Albert Bruno was the
principal of an American company called Bruno Appliance and Furniture, Inc. In
late 2001, Bruno met with Robert Cranston, the principal of a Panamanian
company, Frontline Investments Inc. As a result of those meetings, Bruno signed
a number of investment documents in favour of Frontline.
In February of 2002,
Bruno met with Cranston and Gregory Pebbles, a lawyer at the Toronto offices of
Cassels Brock and Blackwell. Robert Hryniak did not attend this meeting.

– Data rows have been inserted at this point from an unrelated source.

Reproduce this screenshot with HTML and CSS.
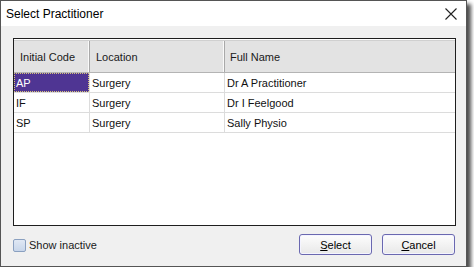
FILE: index.html
```html
<!DOCTYPE html>
<html>
<head>
<meta charset="utf-8">
<link rel="stylesheet" href="styles.css">
</head>
<body>
<div class="window">
  <div class="titlebar">
    <span class="title">Select Practitioner</span>
    <svg class="close" width="12" height="12" viewBox="0 0 12 12"><path d="M0.5 0.5 L11.5 11.5 M11.5 0.5 L0.5 11.5" stroke="#222" stroke-width="1.1" fill="none"/></svg>
  </div>
  <div class="body">
    <div class="grid">
      <div class="row head">
        <div class="cell c1">Initial Code</div>
        <div class="cell c2">Location</div>
        <div class="cell c3">Full Name</div>
      </div>
      <div class="row">
        <div class="cell c1 sel"><span>AP</span></div>
        <div class="cell c2">Surgery</div>
        <div class="cell c3">Dr A Practitioner</div>
      </div>
      <div class="row">
        <div class="cell c1">IF</div>
        <div class="cell c2">Surgery</div>
        <div class="cell c3">Dr I Feelgood</div>
      </div>
      <div class="row">
        <div class="cell c1">SP</div>
        <div class="cell c2">Surgery</div>
        <div class="cell c3">Sally Physio</div>
      </div>
    </div>
    <div class="footer">
      <label class="check"><span class="box"></span>Show inactive</label>
      <div class="buttons">
        <button class="btn"><u>S</u>elect</button>
        <button class="btn"><u>C</u>ancel</button>
      </div>
    </div>
  </div>
</div>
</body>
</html>
```
FILE: styles.css
```css
html, body {
  margin: 0;
  padding: 0;
  background: #ffffff;
}
body {
  font-family: "Liberation Sans", Arial, sans-serif;
  font-size: 11px;
  color: #000;
}
.window {
  width: 467px;
  height: 267px;
  box-sizing: border-box;
  border: 1px solid #555;
  display: flex;
  flex-direction: column;
  box-shadow: 4px 4px 4px rgba(0,0,0,0.7);
  background: #f0f0f0;
}
.titlebar {
  height: 25px;
  background: #fff;
  display: flex;
  align-items: center;
  justify-content: space-between;
  padding: 0 9px 0 5px;
}
.title {
  font-size: 12px;
  color: #000;
}
.close {
  display: block;
  margin-top: 1px;
}
.body {
  flex: 1;
  padding: 12px 10px 0 12px;
  display: flex;
  flex-direction: column;
}
.grid {
  height: 188px;
  box-sizing: border-box;
  border: 1px solid #1e1e1e;
  background: #fff;
  padding-top: 1px;
}
.row {
  display: flex;
  height: 20px;
  box-sizing: border-box;
  border-bottom: 1px solid #dcdcdc;
}
.row.head {
  height: 33px;
  background: #e3e3e3;
  border-top: 1px solid #d0d0d0;
  border-bottom: 1px solid #b4b4b4;
}
.cell {
  box-sizing: border-box;
  display: flex;
  align-items: center;
  white-space: nowrap;
  border-right: 1px solid #dcdcdc;
  padding-left: 2px;
  color: #111;
}
.head .cell {
  border-right: 1px solid #a9a9a9;
  box-shadow: inset -1px 0 0 #fafafa;
  padding-left: 6px;
  color: #1a1a1a;
}
.c1 { width: 76px; }
.c2 { width: 135px; }
.c3 { flex: 1; border-right: none; }
.head .c3 { border-right: none; box-shadow: none; padding-left: 5px; }
.sel {
  background: #4f3593;
  color: #fff;
  padding: 0;
  border-right: 1px solid #dcdcdc;
}
.sel span {
  flex: 1;
  align-self: stretch;
  display: flex;
  align-items: center;
  padding-left: 1px;
  border: 1px dotted #d8c47a;
}
.footer {
  margin-top: 8px;
  height: 21px;
  display: flex;
  align-items: center;
  justify-content: space-between;
  padding-right: 1px;
}
.check {
  display: flex;
  align-items: center;
  gap: 3px;
  color: #1a1a1a;
  margin-top: 1px;
}
.box {
  width: 11px;
  height: 11px;
  border: 1px solid #8aa0c0;
  border-radius: 2px;
  background: linear-gradient(#e0e8f4, #c8d6ea);
}
.buttons {
  display: flex;
  gap: 10px;
}
.btn {
  width: 73px;
  height: 21px;
  box-sizing: border-box;
  border: 1px solid #6a68b0;
  border-radius: 3px;
  background: linear-gradient(#fdfdfd, #e8e8e8);
  font-family: "Liberation Sans", Arial, sans-serif;
  font-size: 11px;
  color: #000;
  padding: 0;
  box-shadow: inset 0 0 0 1px #f4f4ff;
}
```
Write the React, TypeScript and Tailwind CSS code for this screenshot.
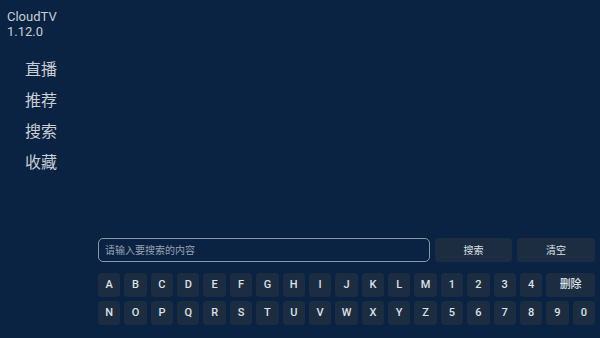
const row1 = ["A", "B", "C", "D", "E", "F", "G", "H", "I", "J", "K", "L", "M", "1", "2", "3", "4"];
const row2 = ["N", "O", "P", "Q", "R", "S", "T", "U", "V", "W", "X", "Y", "Z", "5", "6", "7", "8", "9", "0"];
const menu = ["直播", "推荐", "搜索", "收藏"];

const font = { fontFamily: "Roboto, 'Noto Sans CJK SC', sans-serif" };

function Key({ label, wide }: { label: string; wide?: boolean }) {
  return (
    <div
      className={`h-[24px] rounded-[4px] bg-[#1c2d42] text-[#dde1e6] text-[11px] font-medium flex items-center justify-center ${
        wide ? "col-span-2" : ""
      }`}
    >
      {label}
    </div>
  );
}

export default function App() {
  return (
    <div className="w-[600px] h-[338px] bg-[#0b2342] flex flex-col overflow-hidden" style={font}>
      {/* Header */}
      <div className="pl-[7px] pt-[9px] text-[13px] leading-[15px] text-[#c9ced4]">
        <div>CloudTV</div>
        <div>1.12.0</div>
      </div>

      {/* Menu */}
      <div className="pl-[25px] pt-[22px] flex flex-col gap-[13px] text-[16px] leading-[18px] text-[#c9ced4]">
        {menu.map((m) => (
          <div key={m}>{m}</div>
        ))}
      </div>

      {/* Search area */}
      <div className="mt-auto pl-[98px] pr-[5px] pb-[13px] flex flex-col">
        <div className="flex gap-[5px] h-[24px]">
          <div className="flex-1 rounded-[5px] border border-[#8596aa] flex items-center px-[6px] text-[10px] text-[#98a4b2]">
            请输入要搜索的内容
          </div>
          <div className="w-[77px] rounded-[4px] bg-[#1c2d42] text-[#dde1e6] text-[10px] flex items-center justify-center">
            搜索
          </div>
          <div className="w-[78px] rounded-[4px] bg-[#1c2d42] text-[#dde1e6] text-[10px] flex items-center justify-center">
            清空
          </div>
        </div>

        <div className="mt-[11px] grid grid-cols-[repeat(19,minmax(0,1fr))] gap-[4px]">
          {row1.map((k) => (
            <Key key={k} label={k} />
          ))}
          <Key label="删除" wide />
          {row2.map((k) => (
            <Key key={k} label={k} />
          ))}
        </div>
      </div>
    </div>
  );
}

However, Hryniak's company, Tropos Financial Corp., received and paid a bill for
Pebbles' attendance.
In early March of
2002, Bruno Appliance wired US$1 million to Cassels Brock who assigned the
funds to an account associated with its client, Hyrniak's company, Tropos. Bruno Appliance's funds
were then "bundled" with other funds totalling US$3.5 million and paid to Tropos
in a bank draft. At the end of April 2002, Tropos paid US$2.5 million to a
company called Southern Equity Investors Inc. and in June 2002, Tropos
transferred approximately US$550,000 to an individual named Reinhard. By the
end of September 2003, the balance in Cassels Brock's Tropos account had dwindled
to US$19,000.
Bruno Appliance's
money was not invested and it never received a return on its investment.
Bruno Appliance
joined with other plaintiffs in a civil fraud action against Hryniak, Peebles and Cassels
Brock. The plaintiffs brought motions for summary judgment. The motion judge
found that Bruno Appliance had established its claim against Hryniak. He found
that despite his absence from the early meeting, Hryniak knew that the meeting
was occurring and that his company Tropos paid for Pebbles' attendance. The
motion judge found that Hryniak was aware that US$1 million was placed in the
Tropos account and that he gave instructions regarding those funds.
On appeal to the
Ontario Court of Appeal, the court allowed Hyrniak's appeal and held that there were two genuine issues that
required a trial: whether Hryniak induced Bruno Appliance to invest; and whether some of the funds were misappropriated by Cranston rather than
Hryniak.
The Court of Appeal
also found that the motion judge failed to address the issue of whether Hryniak
knowingly made any misrepresentation that induced Bruno Appliance to invest, a
necessary element of fraud.
The Court of Appeal
ordered that the Bruno Appliance action proceed to trial. The plaintiff further
appealed to the Supreme Court of Canada.
The Supreme Court of
Canada dismissed the plaintiff's appeal and ordered that the action proceed to trial.
At the Supreme Court
the parties disagreed as to the elements of the tort of civil fraud, in
particular whether proof was required that Hryniak induced Bruno Appliance to
invest its money. The judgment of the court was delivered by Justice
Karakatsanis.
The Supreme Court held that a classic statement of the elements
of civil fraud stems from an 1889 decision of the British House of Lords,
Derry v. Peek:
First in order to sustain an action of deceit, there must be proof of fraud, and nothing short of that will suffice. Secondly, fraud is approved when it is shewn that a false representation has been made (1) knowingly, or (2) without belief in its truth, or (3) recklessly, careless whether it be true or false... Thirdly, if fraud be proved, the motive of the guilty person of it is material. It matters not that there was no intention to cheat or injure the person to whom the statement was made.
Since that
statement was made, the Supreme Court of Canada has added two additional requirements - the
false statement must actually induce the plaintiff to act upon it and proof of
loss is required.
Accordingly, Justice
Karakatsanis summarized the following four elements of the tort of civil fraud:
(1) a false representation made by the defendant; (2) some level of
knowledge of the falsehood of the representation on the part of the defendant
(whether through actual knowledge or recklessness); (3) the false representation
caused the plaintiff to act; and (4) the plaintiff's actions resulted in a
loss.
In dismissing the
appeal, the SCC found that there was a genuine issue requiring a trial. Civil
fraud required a finding that Hryniak made a misrepresentation which induced
Bruno Appliance to invest. The motion judge did not identify the need for a
misrepresentation and did not find that Hryniak had made one. Since Hryniak was
not present at the important meeting, he could only be liable for any
misrepresentations made by Peebles or Cranston if their statements could be
attributed to him. However, the Court of Appeal considered and rejected the
possibility that Pebbles or Cranston was acting as Hryniak's agent.
While the motion
judge found that the evidence clearly demonstrated that Hryniak was aware of the
fraud and may have in fact benefited from the fraud, whether Hryniak perpetrated
the fraud by inducing Bruno Appliance to contribute the US$1 million to a
non-existent scheme was a genuine issue that required a trial.